For debt and redeemable preferred equity securities of our private finance portfolio for which we do not control or cannot gain control as of the measurement date, we estimate the fair value based on such factors as third party broker quotes and our own assumptions in the absence of market observable data, including synthetic credit ratings, estimated remaining life, current market yield and interest rate spreads of similar securities as of the measurement date.
We also value our investments in Structured Products using the Market Yield valuation methodology. We estimate the fair value based on such factors as third party broker quotes and cash flow forecasts subject to market participant assumptions regarding the investments' underlying collateral including, but not limited to, assumptions of default and recovery rates, reinvestment spreads and prepayment rates.
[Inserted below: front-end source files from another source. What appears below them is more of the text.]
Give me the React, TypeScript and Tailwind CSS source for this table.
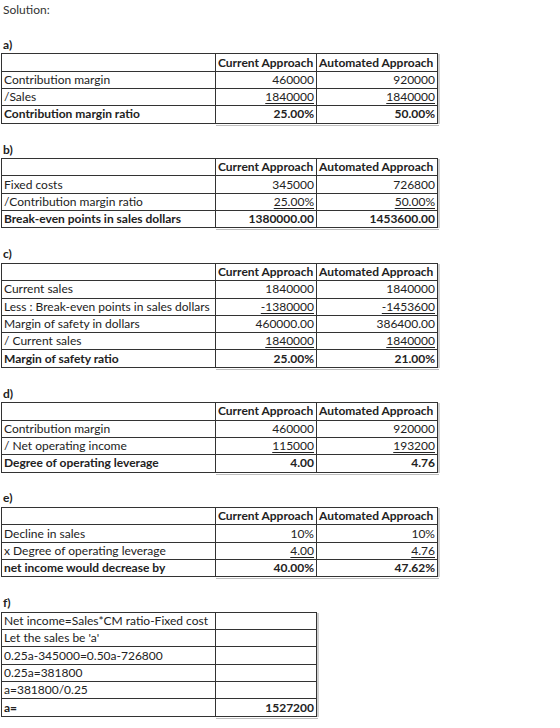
import React from "react";
import clsx from "clsx";

type Row = { l: string; c: string; a: string; u?: boolean; b?: boolean };

const sections: { label: string; rows: Row[] }[] = [
  {
    label: "a)",
    rows: [
      { l: "Contribution margin", c: "460000", a: "920000" },
      { l: "/Sales", c: "1840000", a: "1840000", u: true },
      { l: "Contribution margin ratio", c: "25.00%", a: "50.00%", b: true },
    ],
  },
  {
    label: "b)",
    rows: [
      { l: "Fixed costs", c: "345000", a: "726800" },
      { l: "/Contribution margin ratio", c: "25.00%", a: "50.00%", u: true },
      { l: "Break-even points in sales dollars", c: "1380000.00", a: "1453600.00", b: true },
    ],
  },
  {
    label: "c)",
    rows: [
      { l: "Current sales", c: "1840000", a: "1840000" },
      { l: "Less : Break-even points in sales dollars", c: "-1380000", a: "-1453600", u: true },
      { l: "Margin of safety in dollars", c: "460000.00", a: "386400.00" },
      { l: "/ Current sales", c: "1840000", a: "1840000", u: true },
      { l: "Margin of safety ratio", c: "25.00%", a: "21.00%", b: true },
    ],
  },
  {
    label: "d)",
    rows: [
      { l: "Contribution margin", c: "460000", a: "920000" },
      { l: "/ Net operating income", c: "115000", a: "193200", u: true },
      { l: "Degree of operating leverage", c: "4.00", a: "4.76", b: true },
    ],
  },
  {
    label: "e)",
    rows: [
      { l: "Decline in sales", c: "10%", a: "10%" },
      { l: "x Degree of operating leverage", c: "4.00", a: "4.76", u: true },
      { l: "net income would decrease by", c: "40.00%", a: "47.62%", b: true },
    ],
  },
];

const steps = [
  "Net income=Sales*CM ratio-Fixed cost",
  "Let the sales be 'a'",
  "0.25a-345000=0.50a-726800",
  "0.25a=381800",
  "a=381800/0.25",
];

const Cell = ({
  children,
  right,
  bold,
  under,
  edge,
}: {
  children?: React.ReactNode;
  right?: boolean;
  bold?: boolean;
  under?: boolean;
  edge?: boolean;
}) => (
  <div
    className={clsx(
      "h-[17.3px] px-[2px] flex items-center whitespace-nowrap overflow-hidden border-r border-b border-[#333]",
      right && "justify-end",
      bold && "font-bold",
      edge && "shadow-[2px_0_0_#cfcfcf]"
    )}
  >
    <span className={clsx(under && "underline underline-offset-2 decoration-1")}>{children}</span>
  </div>
);

const Label = ({ text }: { text: string }) => (
  <div className="h-[17.3px] px-[3px] flex items-center font-bold">{text}</div>
);

export default function App() {
  return (
    <div className="w-[560px] min-h-[728px] bg-white pt-[1.5px] text-[12px] text-[#222] font-['Lato',sans-serif]">
      <div className="h-[17.3px] px-[3px] flex items-center text-[#333]">Solution:</div>

      {sections.map((s) => (
        <div key={s.label} className="mt-[17.3px]">
          <Label text={s.label} />
          <div className="ml-px w-[437px] grid grid-cols-[214px_101px_121px] border-l border-t border-[#333]">
            <Cell />
            <Cell bold>Current Approach</Cell>
            <Cell bold edge>Automated Approach</Cell>
            {s.rows.map((r) => (
              <React.Fragment key={r.l}>
                <Cell bold={r.b}>{r.l}</Cell>
                <Cell right bold={r.b} under={r.u}>
                  {r.c}
                </Cell>
                <Cell right bold={r.b} under={r.u} edge>
                  {r.a}
                </Cell>
              </React.Fragment>
            ))}
          </div>
          <div className="ml-[216px] w-[223px] h-[2px] -mb-[2px] border-b border-[#bdbdbd]" />
        </div>
      ))}

      <div className="mt-[17.3px]">
        <Label text="f)" />
        <div className="ml-px w-[316px] grid grid-cols-[214px_101px] border-l border-t border-[#333]">
          {steps.map((t) => (
            <React.Fragment key={t}>
              <Cell>{t}</Cell>
              <Cell edge />
            </React.Fragment>
          ))}
          <Cell bold>a=</Cell>
          <Cell right bold edge>
            1527200
          </Cell>
        </div>
        <div className="ml-[216px] w-[102px] h-[2px] -mb-[2px] border-b border-[#bdbdbd]" />
      </div>
    </div>
  );
}
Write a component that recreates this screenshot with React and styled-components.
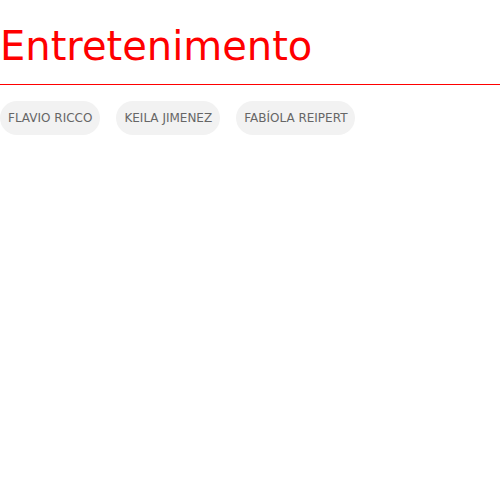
import React from "react";
import styled, { createGlobalStyle } from "styled-components";

const GlobalStyle = createGlobalStyle`
  body {
    margin: 0;
    background: #fff;
    font-family: "DejaVu Sans", sans-serif;
  }
`;

const Page = styled.div`
  width: 500px;
`;

const Title = styled.h1`
  margin: 0;
  padding: 23px 0 14px;
  font-size: 40px;
  font-weight: normal;
  line-height: 47px;
  color: #ff0000;
  border-bottom: 1px solid #ff0000;
`;

const Tags = styled.div`
  display: flex;
  gap: 16px;
  margin-top: 16px;
`;

const Tag = styled.span`
  display: inline-block;
  padding: 10px 8px;
  font-size: 12px;
  line-height: 14px;
  color: #666;
  background: #f2f2f2;
  border-radius: 17px;
`;

const authors = ["FLAVIO RICCO", "KEILA JIMENEZ", "FABÍOLA REIPERT"];

const App = () => (
  <Page>
    <GlobalStyle />
    <Title>Entretenimento</Title>
    <Tags>
      {authors.map((a) => (
        <Tag key={a}>{a}</Tag>
      ))}
    </Tags>
  </Page>
);

export default App;
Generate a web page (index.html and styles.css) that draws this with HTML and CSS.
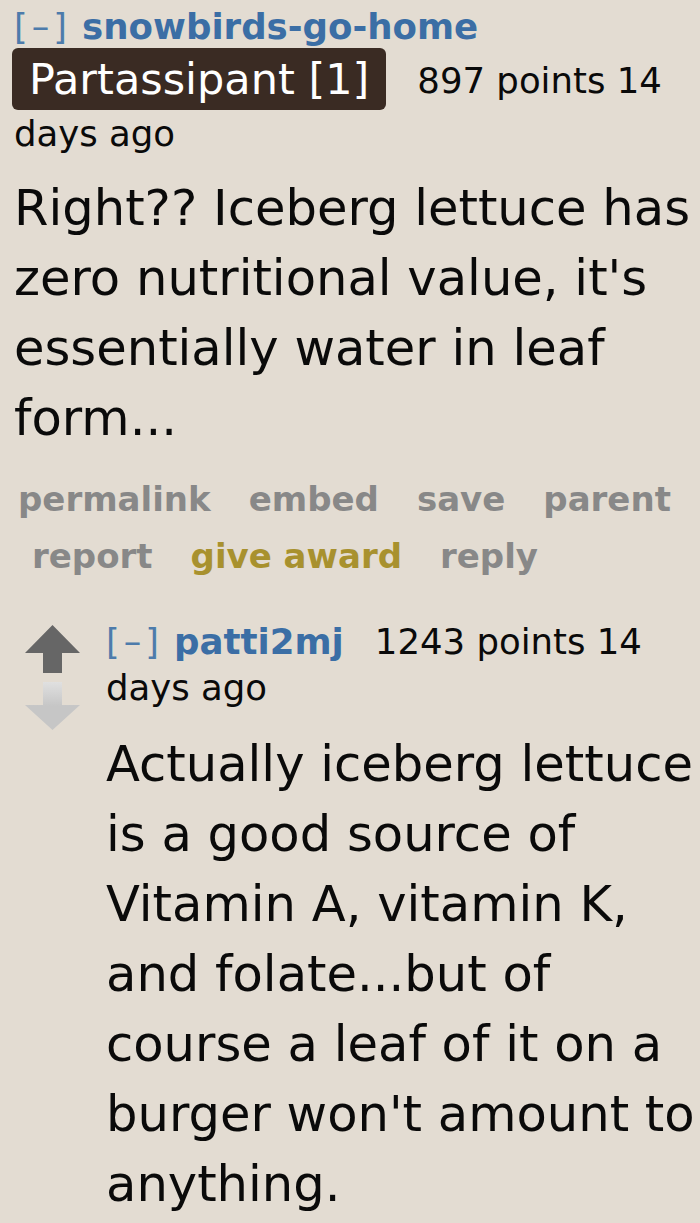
FILE: index.html
```html
<!DOCTYPE html>
<html>
<head>
<meta charset="utf-8">
<link rel="stylesheet" href="styles.css">
</head>
<body>
<div class="comment">
  <p class="tagline">
    <span class="expand">[–]</span> <span class="author">snowbirds-go-home</span>
    <span class="flair">Partassipant [1]</span><span class="score">897 points 14 days ago</span>
  </p>
  <div class="md">Right?? Iceberg lettuce has zero nutritional value, it's essentially water in leaf form...</div>
  <ul class="buttons">
    <li>permalink</li>
    <li>embed</li>
    <li>save</li>
    <li>parent</li>
    <li>report</li>
    <li class="award">give award</li>
    <li>reply</li>
  </ul>
  <div class="child">
    <div class="votes">
      <svg class="arrow" width="55" height="48" viewBox="0 0 55 48"><polygon points="27.5,0 55,28 37,28 37,48 18,48 18,28 0,28" fill="#666"/></svg>
      <svg class="arrow" width="55" height="48" viewBox="0 0 55 48"><defs><linearGradient id="dg" x1="0" y1="0" x2="0" y2="1"><stop offset="0" stop-color="#e0e0e0"/><stop offset="0.5" stop-color="#c6c6c6"/><stop offset="1" stop-color="#c6c6c6"/></linearGradient></defs><polygon points="18,0 37,0 37,23 55,23 27.5,48 0,23 18,23" fill="url(#dg)"/></svg>
    </div>
    <div class="entry">
      <p class="tagline">
        <span class="expand">[–]</span> <span class="author">patti2mj</span><span class="score">1243 points 14 days ago</span>
      </p>
      <div class="md">Actually iceberg lettuce is a good source of Vitamin A, vitamin K, and folate...but of course a leaf of it on a burger won't amount to anything.</div>
    </div>
  </div>
</div>
</body>
</html>
```
FILE: styles.css
```css
html, body {
  margin: 0;
  padding: 0;
  background: #e3dcd2;
}
body {
  font-family: "DejaVu Sans", Verdana, sans-serif;
  color: #0a0a0a;
}
.comment {
  padding: 0 0 0 14px;
}
.tagline {
  margin: 0;
  font-size: 35.5px;
  line-height: 53px;
}
.expand {
  color: #4d7bab;
  font-size: 35px;
  letter-spacing: 4px;
}
.author {
  color: #3b6ea5;
  font-weight: bold;
  font-size: 35.6px;
}
.flair {
  display: inline-block;
  background: #3a2b23;
  color: #fff;
  font-size: 43px;
  line-height: 62px;
  padding: 0 17px;
  border-radius: 6px;
  margin: -11px 0 -3px -2px;
  vertical-align: middle;
}
.score {
  margin-left: 31px;
}
.md {
  font-size: 49.6px;
  line-height: 70px;
  margin-top: 13px;
}
.buttons {
  list-style: none;
  margin: 18px 0 0 4px;
  padding: 0;
  display: flex;
  flex-wrap: wrap;
  column-gap: 24px;
  font-weight: bold;
  font-size: 34px;
  line-height: 57px;
  color: #888;
}
.buttons li {
  padding-left: 14px;
}
.buttons li:first-child {
  padding-left: 0;
}
.buttons .award {
  color: #a8912e;
}
.child {
  display: flex;
  margin-top: 34px;
  padding-left: 11px;
}
.votes {
  display: flex;
  flex-direction: column;
  gap: 9px;
  width: 81px;
  flex: none;
  padding-top: 6px;
}
.arrow {
  display: block;
}
.entry {
  flex: 1;
}
.child .tagline {
  line-height: 45px;
}
.child .md {
  margin-top: 19px;
}
```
Cash flow forecasts are discounted using a market participants market yield assumptions that are derived from multiple sources including, but not limited to, third party broker quotes, recent investments and securities with similar structure and risk characteristics.
Interest Rate Derivatives
For interest rate derivative agreements, we estimate the fair value based on the estimated net present value of the future cash flows using a forward interest rate yield curve in effect as of the measurement period, adjusted for nonperformance risk, if any, including a quantitative and/or qualitative evaluation of both our credit risk and our counterparty's credit risk.
Due to the uncertainty inherent in the valuation process, such estimates of fair value may differ significantly from the values that would have been used had a ready market for the securities existed, and the differences could be material. Additionally, changes in the market environment and other events that may occur over the life of the investments may cause the gains or losses ultimately realized on these investments to be different than the valuations currently assigned.